La misericordia infinita como justicia perfecta.
Queridos hermanos y hermanas, buenos días,
La Sagrada Escritura nos presenta a Dios como misericordia infinita, pero también como justicia perfecta. ¿Cómo conciliar las dos cosas? ¿Cómo se articula la realidad de la misericordia con las exigencias de la justicia? Podría parecer que son dos realidades que se contradicen; en realidad no es así, porque es precisamente la misericordia de Dios que lleva a cumplimiento la verdadera justicia. ¿Pero de qué justicia se trata?

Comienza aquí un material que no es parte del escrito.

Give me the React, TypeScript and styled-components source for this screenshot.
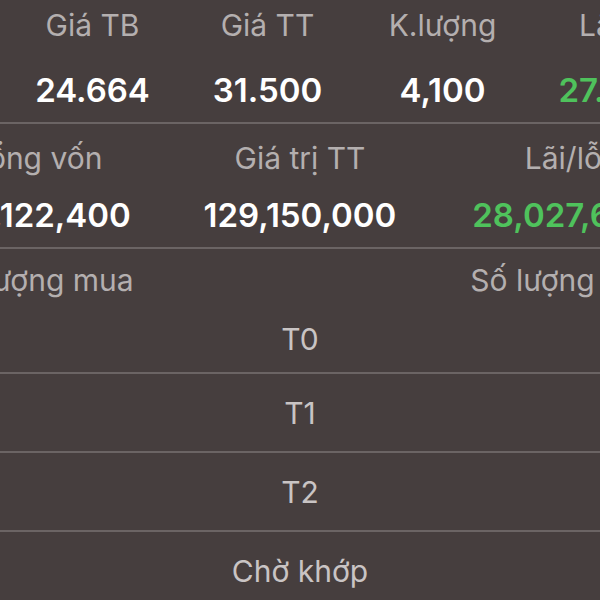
import React from "react";
import styled, { createGlobalStyle } from "styled-components";

const GlobalStyle = createGlobalStyle`
  html, body { margin: 0; padding: 0; background: #463e3e; }
  body { font-family: "Inter", "Roboto", "Noto Sans", sans-serif; }
`;

const Viewport = styled.div`
  width: 600px;
  height: 600px;
  overflow: hidden;
  background: #463e3e;
`;

const Sheet = styled.div`
  width: 790px;
  margin-left: -95px;
`;

const Section = styled.div<{ $pt: number; $gap: number; $pb: number }>`
  padding: ${(p) => p.$pt}px 0 ${(p) => p.$pb}px;
  display: flex;
  flex-direction: column;
  gap: ${(p) => p.$gap}px;
  border-bottom: 2px solid #6b6464;
`;

const Grid = styled.div<{ $cols: string }>`
  display: grid;
  grid-template-columns: ${(p) => p.$cols};
`;

const Label = styled.div`
  font-size: 30px;
  line-height: 34px;
  color: #b4afaf;
  text-align: center;
  white-space: nowrap;
`;

const Value = styled.div<{ $green?: boolean }>`
  font-size: 33px;
  line-height: 40px;
  font-weight: 600;
  color: ${(p) => (p.$green ? "#4fc25c" : "#ffffff")};
  text-align: center;
  white-space: nowrap;
`;

const StatusText = styled.div`
  font-size: 30px;
  line-height: 34px;
  color: #c9c4c4;
  text-align: center;
`;

const StatusRow = styled.div`
  height: 77px;
  display: flex;
  align-items: center;
  justify-content: center;
  border-bottom: 2px solid #6b6464;
`;

const row1Cols = "100px repeat(4, 175px)";
const row2Cols = "repeat(3, 1fr)";

export default function App() {
  const top = [
    { label: "Giá TB", value: "24.664" },
    { label: "Giá TT", value: "31.500" },
    { label: "K.lượng", value: "4,100" },
    { label: "Lãi/lỗ", value: "27.72%", green: true },
  ];
  const mid = [
    { label: "Tổng vốn", value: "101,122,400" },
    { label: "Giá trị TT", value: "129,150,000" },
    { label: "Lãi/lỗ", value: "28,027,600", green: true },
  ];
  return (
    <>
      <GlobalStyle />
      <Viewport>
        <Sheet>
          <Section $pt={8} $gap={28} $pb={12}>
            <Grid $cols={row1Cols}>
              <div />
              {top.map((c) => (
                <Label key={c.label}>{c.label}</Label>
              ))}
            </Grid>
            <Grid $cols={row1Cols}>
              <div />
              {top.map((c) => (
                <Value key={c.label} $green={c.green}>
                  {c.value}
                </Value>
              ))}
            </Grid>
          </Section>
          <Section $pt={17} $gap={20} $pb={12}>
            <Grid $cols={row2Cols}>
              {mid.map((c) => (
                <Label key={c.label}>{c.label}</Label>
              ))}
            </Grid>
            <Grid $cols={row2Cols}>
              {mid.map((c) => (
                <Value key={c.label} $green={c.green}>
                  {c.value}
                </Value>
              ))}
            </Grid>
          </Section>
          <Section $pt={14} $gap={25} $pb={16}>
            <Grid $cols={row2Cols}>
              <Label>Số lượng mua</Label>
              <div />
              <Label>Số lượng bán</Label>
            </Grid>
            <StatusText>T0</StatusText>
          </Section>
          <StatusRow>
            <StatusText>T1</StatusText>
          </StatusRow>
          <StatusRow>
            <StatusText>T2</StatusText>
          </StatusRow>
          <StatusRow>
            <StatusText>Chờ khớp</StatusText>
          </StatusRow>
        </Sheet>
      </Viewport>
    </>
  );
}
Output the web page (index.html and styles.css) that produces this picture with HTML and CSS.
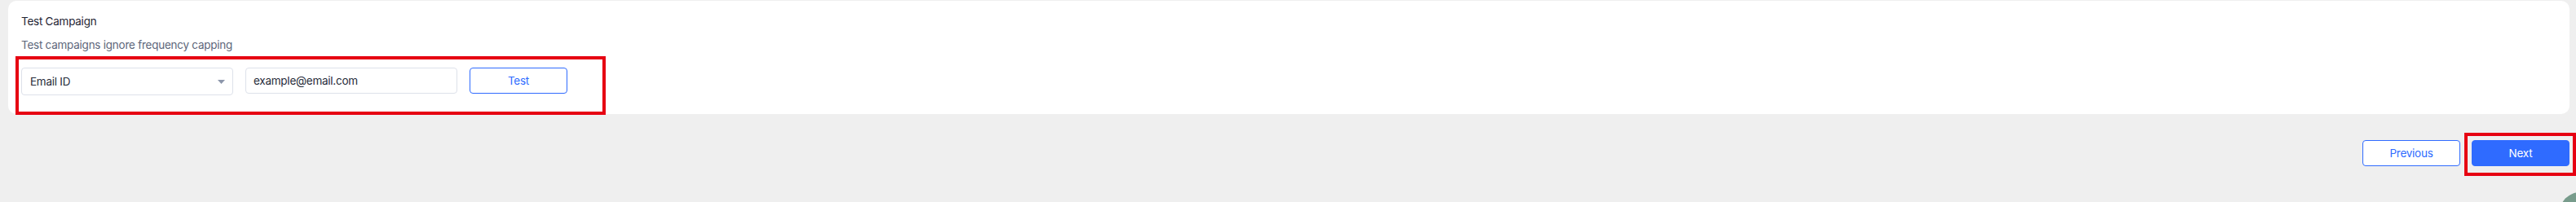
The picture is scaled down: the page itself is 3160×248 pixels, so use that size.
FILE: index.html
```html
<!DOCTYPE html>
<html lang="en">
<head>
    <meta charset="UTF-8">
    <meta name="viewport" content="width=device-width, initial-scale=1.0">
    <title>Test Campaign</title>
    <link rel="stylesheet" href="styles.css">
</head>
<body>
    <div class="page">
        <div class="card">
            <h3 class="card-title">Test Campaign</h3>
            <p class="card-note">Test campaigns ignore frequency capping</p>

            <div class="test-row">
                <div class="select">
                    <span>Email ID</span>
                    <svg class="caret" width="9" height="5" viewBox="0 0 9 5"><path d="M0 0h9L4.5 5z" fill="#8c96ab"/></svg>
                </div>
                <input type="text" class="text-input" value="example@email.com">
                <button class="btn btn-outline">Test</button>
            </div>
        </div>

        <div class="footer">
            <button class="btn btn-outline">Previous</button>
            <button class="btn btn-primary">Next</button>
        </div>
    </div>

    <!-- highlight marks -->
    <div class="mark mark-test"></div>
    <div class="mark mark-next"></div>

    <div class="chat-corner"><div class="chat-bubble"></div></div>
</body>
</html>
```

FILE: styles.css
```css
* {
    box-sizing: border-box;
}
html, body {
    margin: 0;
    width: 3160px;
    height: 248px;
    overflow: hidden;
}
body {
    position: relative;
    background-color: #efefef;
    font-family: Inter, "Noto Sans", sans-serif;
    font-size: 13.5px;
    letter-spacing: -0.25px;
    line-height: 20px;
    color: #1f2433;
}
.page {
    padding: 1px 8px 0 10px;
}
.card {
    background-color: #fff;
    border-radius: 10px;
    padding: 15px 16px 23px;
}
.card-title {
    margin: 0 0 9px;
    font-size: 13.5px;
    font-weight: 400;
    color: #1f2433;
}
.card-note {
    margin: 0 0 18px;
    color: #5d667a;
}
.test-row {
    display: flex;
    align-items: flex-start;
    gap: 15px;
}
.select {
    width: 260px;
    height: 34px;
    padding: 0 9px 0 10px;
    display: flex;
    align-items: center;
    justify-content: space-between;
    border: 1px solid #dde1ea;
    border-radius: 4px;
    color: #262b39;
}
.text-input {
    width: 260px;
    height: 32px;
    padding: 0 9px;
    border: 1px solid #dde1ea;
    border-radius: 4px;
    font-family: inherit;
    font-size: 13.5px;
    letter-spacing: -0.25px;
    color: #262b39;
    outline: none;
}
.btn {
    width: 120px;
    height: 32px;
    border-radius: 4px;
    font-family: inherit;
    font-size: 13.5px;
    letter-spacing: -0.25px;
    cursor: pointer;
}
.btn-outline {
    background-color: #fff;
    border: 1px solid #2f6bff;
    color: #2f6bff;
}
.btn-primary {
    background-color: #2f6bff;
    border: 1px solid #2f6bff;
    color: #fff;
}
.footer {
    display: flex;
    justify-content: flex-end;
    gap: 14px;
    margin-top: 32px;
}
.mark {
    position: absolute;
    border: 4px solid #e60012;
}
.mark-test {
    left: 19px;
    top: 69px;
    width: 724px;
    height: 72px;
}
.mark-next {
    left: 3023px;
    top: 163px;
    width: 137px;
    height: 53px;
}
.chat-corner {
    position: absolute;
    left: 3140px;
    top: 236px;
    width: 20px;
    height: 12px;
    overflow: hidden;
}
.chat-bubble {
    width: 50px;
    height: 50px;
    border-radius: 50%;
    background-color: #789c8c;
}
```
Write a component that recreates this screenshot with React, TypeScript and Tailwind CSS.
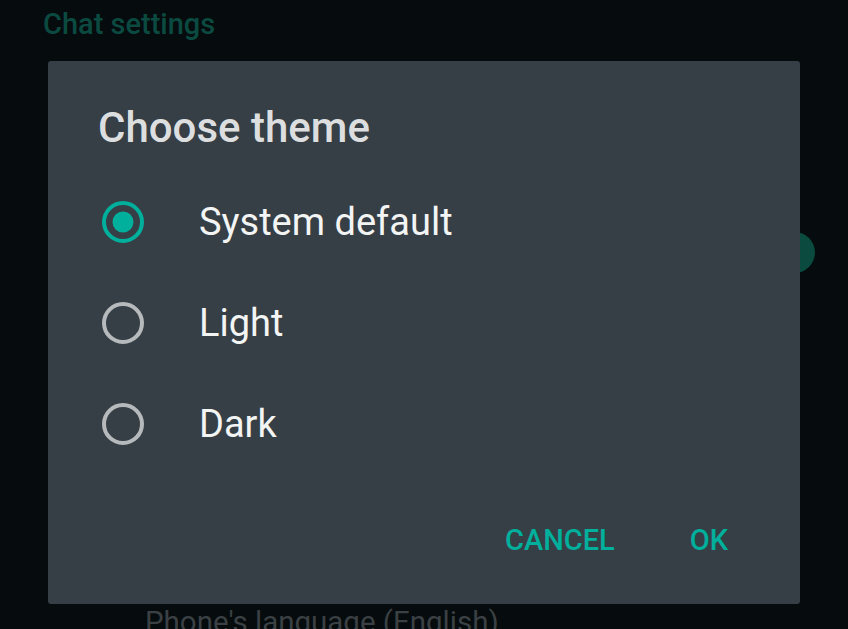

Si pensamos en la administración legal de la justicia, vemos que ahí quien se considera víctima de un abuso se dirige al juicio en el tribunal y pide que se haga justicia. Se trata de una justicia retributiva, que inflige una pena al culpable, según el principio de que a cada uno se le debe dar lo que le es debido. Como dice el libro de los Proverbios: «Quien obra rectamente va derecho a la vida. Quien va tras la maldad camina hacia la muerte» (Pr 11, 19). También Jesús habla de ello en la parábola de la viuda que iba continuamente con el juez y le pedía: «Hazme justicia frente a mi adversario» (Lc 18, 3).
Este camino, sin embargo lleva aún a la verdadera justicia porque en realidad no vence al mal, sino que simplemente lo contiene. En cambio, sólo respondiendo a ello con el bien, es como el mal puede ser realmente vencido.
He aquí, entonces, otro modo de hacer justicia, que la Biblia nos presenta como camino principal para recorrer. Se trata de un procedimiento que evita el recurso al tribunal y prevé que la víctima se dirija directamente al culpable para invitarlo a la conversión, ayudando a entender que está haciendo el mal, apelando a su conciencia. De este modo, finalmente arrepentido y reconociendo el propio error, él puede abrirse al perdón que la parte ofendida le está ofreciendo. Y esto es bello: en seguida después de la persuasión de lo que está mal, el corazón se abre al perdón, que se le ofrece. Es este el modo de resolver los contrastes dentro de las familias, en las relaciones entre esposos o entre padres e hijos, donde el ofendido ama al culpable y quiere salvar la relación que lo une a otro. No cortéis esa conexión, esa relación.
Ciertamente, este es un camino difícil. Requiere que quien ha sufrido el mal esté pronto a perdonar y desear la salvación y el bien de quien lo ha ofendido. Pero sólo así la justicia puede triunfar, porque si el culpable reconoce el mal hecho, y deja de hacerlo, he aquí que el mal no existe más, y el que era injusto llega a ser justo, porque es perdonado y ayudado a volver a encontrar el camino del bien. Y aquí tiene que ver precisamente el perdón, la misericordia.
Es así que Dios actúa en relación a nosotros pecadores. El Señor continuamente nos ofrece su perdón y nos ayuda a acogerlo y a tomar conciencia de nuestro mal para podernos liberar de él. Porque Dios no quiere la condenación de nadie. Alguno de vosotros podría hacerme la pregunta: «Pero Padre, ¿Pilato merecía la condena? ¿Dios la quería? No, Dios quería salvar a Pilato y también a Judas, a todos. Él, el Señor de la misericordia quiere salvar a todos. El problema está en dejar que Él entre en el corazón. Todas las palabras de los profetas son una llamamiento de un completo amor que busca nuestra conversión. He aquí lo que el Señor dice a través del profeta Ezequiel: «¿Acaso quiero yo la muerte del malvado […] y no que se convierte de su condena y viva? (Ez 18, 23; cf. Ez 33, 11), es lo que le gusta a Dios.
Y este es el corazón de Dios, un corazón de Padre que ama y quiere que sus hijos vivan en el bien y la justicia, y por ello vivan en plenitud y sean felices. Un corazón de Padre que va más allá de nuestro pequeño concepto de justicia para abrirnos los horizontes inconmensurables de su misericordia. Un corazón de Padre que no nos trata según nuestros pecados y no nos paga según nuestras culpas, como dice el Salmo (Sal 103, 9-10). Y precisamente es un corazón de padre el que nosotros queremos encontrar cuando vamos al confesonario. Quizá nos dirá algo para hacernos entender mejor el mal, pero en el confesonario todos vamos para encontrar un padre que nos ayuda a cambiar de vida; un padre que nos da la fuerza para seguir adelante; un padre que nos perdona en el nombre de Dios. Y por esto ser confesores es una responsabilidad muy grande, porque ese hijo, esa hija que viene a ti busca solamente encontrar un padre. Y tu, sacerdote, que estás ahí en el confesonario, tú estás ahí en el lugar del Padre que hace justicia con su misericordia.